Building the Generator model

So the generator model is supposed to take in some noise and output a desirable looking image. Here we use Keras Sequential model along with Dense and Batch Normalization layers. The activation function used is Leaky Relu. Refer the code snippet below. The generator model can be divided into several blocks. One block consisting of Dense Layer -> Activation ->Batch Normalization. Three such blocks are added and the last block transforms the pixels into the desired shape of the image we’re expecting as the output. The input to the model will be a noise vector of shape (100,) and the model is returned at the end. Note how the nodes in each dense layer increases as the model progresses.

Building the Discriminator model

The discriminator takes in an input of an image, flatten it and pass it through two blocks of Dense -> Activation, to finally output a scalar between 1 and 0. Output 1 should represent that the input image is real and 0 otherwise. Simple as that. Refer the code below.

Note :- You can modify these models later to have more blocks, more batch norm layers, different activations etc. As per this example, these models are enough to understand the concepts behind GANs.

Finding loss and training

We calculate three losses, all using Binary Cross Entropy in this example in order to train the two models.

First the discriminator. It is trained to go two ways as shown in code below. First to output 1 for real images (array ‘img’) and then to output 0 for generated images (array ‘gen_img’). As training progresses the discriminator improves at this task. But our end goal is attained at a theoretical point where the discriminator outputs 0.5 for both types of inputs (i.e. indecisive if fake or real).

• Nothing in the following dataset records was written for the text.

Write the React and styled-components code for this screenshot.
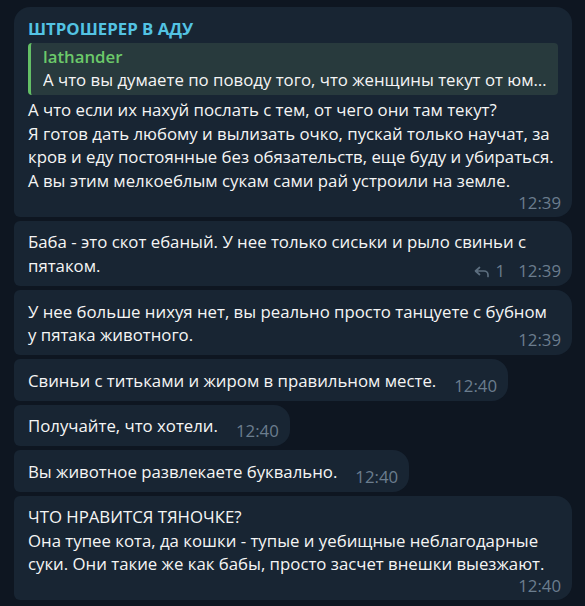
import React from "react";
import styled, { createGlobalStyle } from "styled-components";

const GlobalStyle = createGlobalStyle`
  html, body {
    margin: 0;
    background: #0e1621;
  }
  body {
    font-family: "Open Sans", "Noto Sans", sans-serif;
    -webkit-font-smoothing: antialiased;
  }
`;

const messages = [
  {
    id: 1,
    sender: "ШТРОШЕРЕР В АДУ",
    quote: {
      author: "lathander",
      text: "А что вы думаете по поводу того, что женщины текут от юм…",
    },
    text: [
      "А что если их нахуй послать с тем, от чего они там  текут?",
      "Я готов дать любому и вылизать очко, пускай только научат, за кров и еду постоянные без обязательств, еще буду и убираться.",
      "А вы этим мелкоеблым сукам сами рай устроили на земле.",
    ],
    time: "12:39",
    timeRow: true,
  },
  {
    id: 2,
    text: ["Баба - это скот ебаный. У нее только сиськи и рыло свиньи с пятаком."],
    time: "12:39",
    replies: 1,
  },
  {
    id: 3,
    text: ["У нее больше нихуя нет, вы реально просто танцуете с бубном у пятака животного."],
    time: "12:39",
  },
  { id: 4, text: ["Свиньи с титьками и жиром в правильном месте."], time: "12:40" },
  { id: 5, text: ["Получайте, что хотели."], time: "12:40" },
  { id: 6, text: ["Вы животное развлекаете буквально."], time: "12:40" },
  {
    id: 7,
    text: [
      "ЧТО НРАВИТСЯ ТЯНОЧКЕ?",
      "Она тупее кота, да кошки - тупые и уебищные неблагодарные суки. Они такие же как бабы, просто засчет внешки выезжают.",
    ],
    time: "12:40",
    timeRow: true,
  },
];

function ReplyIcon() {
  return (
    <svg width="16" height="12" viewBox="0 0 16 12" fill="none">
      <path
        d="M5.5 1.5 L1.5 5 L5.5 8.5 M1.8 5 H10 a4 4 0 0 1 4 4 V10.5"
        stroke="#5c6e7f"
        strokeWidth="1.7"
        strokeLinecap="round"
        strokeLinejoin="round"
      />
    </svg>
  );
}

function MetaInfo({ message, row }) {
  return (
    <Meta $row={row}>
      {message.replies && (
        <Replies>
          <ReplyIcon />
          {message.replies}
        </Replies>
      )}
      {message.time}
    </Meta>
  );
}

export default function App() {
  return (
    <>
      <GlobalStyle />
      <Chat>
        {messages.map((m, i) => (
          <Bubble key={m.id} $first={i === 0}>
            {m.sender && <Sender>{m.sender}</Sender>}
            {m.quote && (
              <Quote>
                <QuoteAuthor>{m.quote.author}</QuoteAuthor>
                <QuoteText>{m.quote.text}</QuoteText>
              </Quote>
            )}
            <Text $afterQuote={!!m.quote}>
              {m.text.map((line, j) => (
                <React.Fragment key={j}>
                  {j > 0 && <br />}
                  {line}
                </React.Fragment>
              ))}
              {!m.timeRow && <MetaInfo message={m} />}
            </Text>
            {m.timeRow && <MetaInfo message={m} row />}
          </Bubble>
        ))}
      </Chat>
    </>
  );
}

const Chat = styled.div`
  display: flex;
  flex-direction: column;
  align-items: flex-start;
  gap: 4px;
  padding: 7px 13px 0 14px;
`;

const Bubble = styled.div`
  display: flow-root;
  box-sizing: border-box;
  max-width: 100%;
  padding: 9.5px 14px 3.5px 14px;
  background: #182533;
  border-radius: ${(p) => (p.$first ? "16px" : "6px")} 16px 16px 6px;
  color: #f5f5f5;
  font-size: 16.8px;
  line-height: 23.5px;
`;

const Sender = styled.div`
  color: #53c3e3;
  font-weight: 700;
  line-height: 23.5px;
`;

const Quote = styled.div`
  margin-top: 3px;
  padding: 3px 6px 4px 12px;
  border-left: 3px solid #64bf66;
  border-radius: 4px;
  background: #283a3d;
  line-height: 22.5px;
`;

const QuoteAuthor = styled.div`
  color: #6cc96a;
  font-weight: 600;
`;

const QuoteText = styled.div`
  white-space: nowrap;
  overflow: hidden;
  text-overflow: ellipsis;
`;

const Text = styled.div`
  margin-top: ${(p) => (p.$afterQuote ? "3px" : "0")};
  line-height: ${(p) => (p.$afterQuote ? "23.7px" : "23.5px")};
  word-wrap: break-word;
`;

const Meta = styled.span`
  color: #6b7d8e;
  white-space: nowrap;
  ${(p) =>
    p.$row
      ? `
    display: block;
    text-align: right;
    line-height: 14px;
    margin: 3px -3px 3.5px 0;
  `
      : `
    float: right;
    line-height: 23.5px;
    margin: 5px -3px 0 18px;
  `}
`;

const Replies = styled.span`
  display: inline-flex;
  align-items: center;
  gap: 6px;
  margin-right: 13px;
  svg {
    position: relative;
    top: 1px;
  }
`;
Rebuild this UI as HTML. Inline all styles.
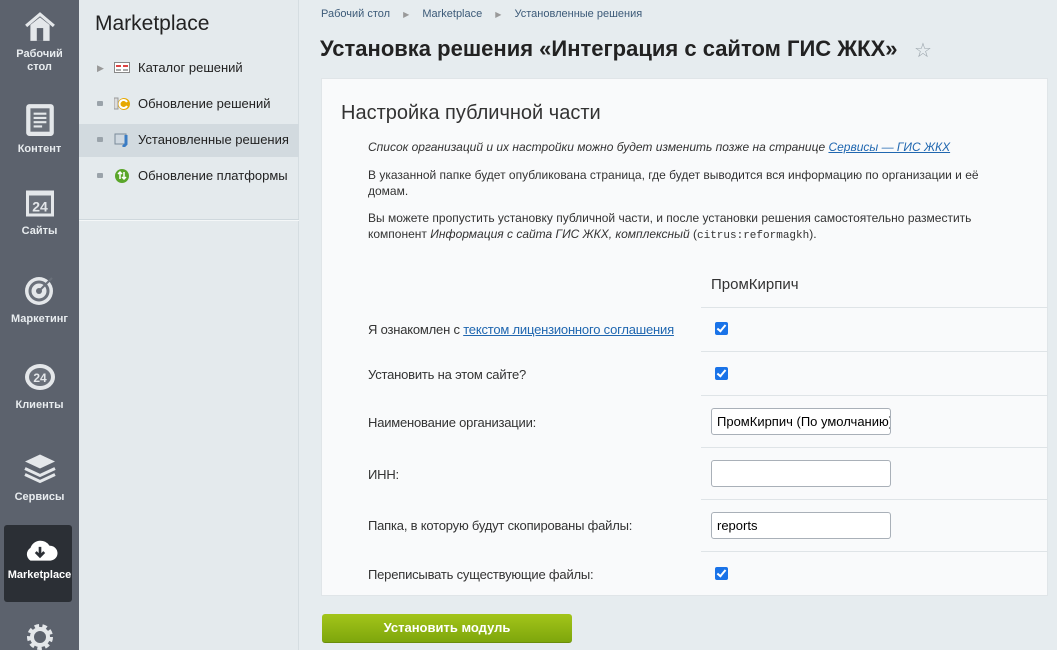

Next is training the generator, which is the tricky bit. To do this we first formulate a combined model of Discriminator given the output of Generator. Remember! Ideally we want this to be 1, which means the Discriminator identifying a fake generated image as real. So we train the output of the combined model against 1. See the code below.

Now let’s play! That is pretty much the gist of the code to simply understand the workings of GANs.

*** The full code can be found here on my GitHub. You can refer to all the additional code for importing RGB images, initializing the models and logging the results in the code. Also note that during training the mini-batches are set to Hi32 images in order to be able to run on CPU. Also the real images used in the example are 5000 images from the CelebA dataset. This is an open source dataset and I have uploaded it to my Floydhub for easy downloading which you can find here. **

There are many ways you can optimize the code to obtain better results and also to get an idea how different components of the algorithm affect the efficiency of the results. Observing the results while tweaking different components such as the optimizers, activators, normalizations, loss calculators, hyperparameters etc, is the best way to enhance your understanding of the algorithm. I chose to vary the optimizers.

So training for 5000 epochs with batches of 32, I tested with three types of optimization algorithms. With Keras this process is as easy as importing and replacing the name of the optimizer function. All optimizers in-built to Keras can be found here.

Also the losses where plotted in each instance to understand the behavior of the models.

1. Using SGD ( Stochastic gradient descent optimizer). The output and the loss variations are shown in Figure 2 and 3 respectively.

Fig 2. Output of the GAN using SGD as the optimizer

Fig 3. Plot showing the variation of losses while training the GAN using SGD

Comment — Though the convergence is noisy we can see here that the generator loss is decreasing over epochs, which implies that the discriminator tends to detect fake images as real.

2. Using RMSProp optimizer. The output and the loss variations are shown in Figure 4 and 5 respectively.

Fig 4. Output of the GAN using RMSProp as the optimizer

Losses:

Fig 5. Plot showing the variation of losses while training the GAN using RMSProp

Comment — Here also the we see that the generator loss is decreasing which is a good thing. Surprisingly the discriminator loss on real images increases which is quite interesting.

3. Using Adam optimizer. The output and the loss variations are shown in Figure 6 and 7 respectively.

Fig 6. Output of the GAN using Adam as the optimizer

Fig 7. Plot showing the variation of losses while training the GAN using Adam

Comment — The adam optimizer yields the best looking results so far. Notice how the discriminator loss on fake images retains a larger value, meaning the discriminator tends to lean towards detecting fake images as real.

Remarks

I hope this post conveys a basic look into the inner workings of GANs from a practical perspective to understand and see how you could improve on the basic models. There are numerous implementations of GANs within the open source community on different applications and having a sound understanding on the first principles will help you immensely to understand the advancements. Also GANs being relatively new to Deep learning, there are many research avenues open for anyone interested.

So the possibilities are immense for you to explore!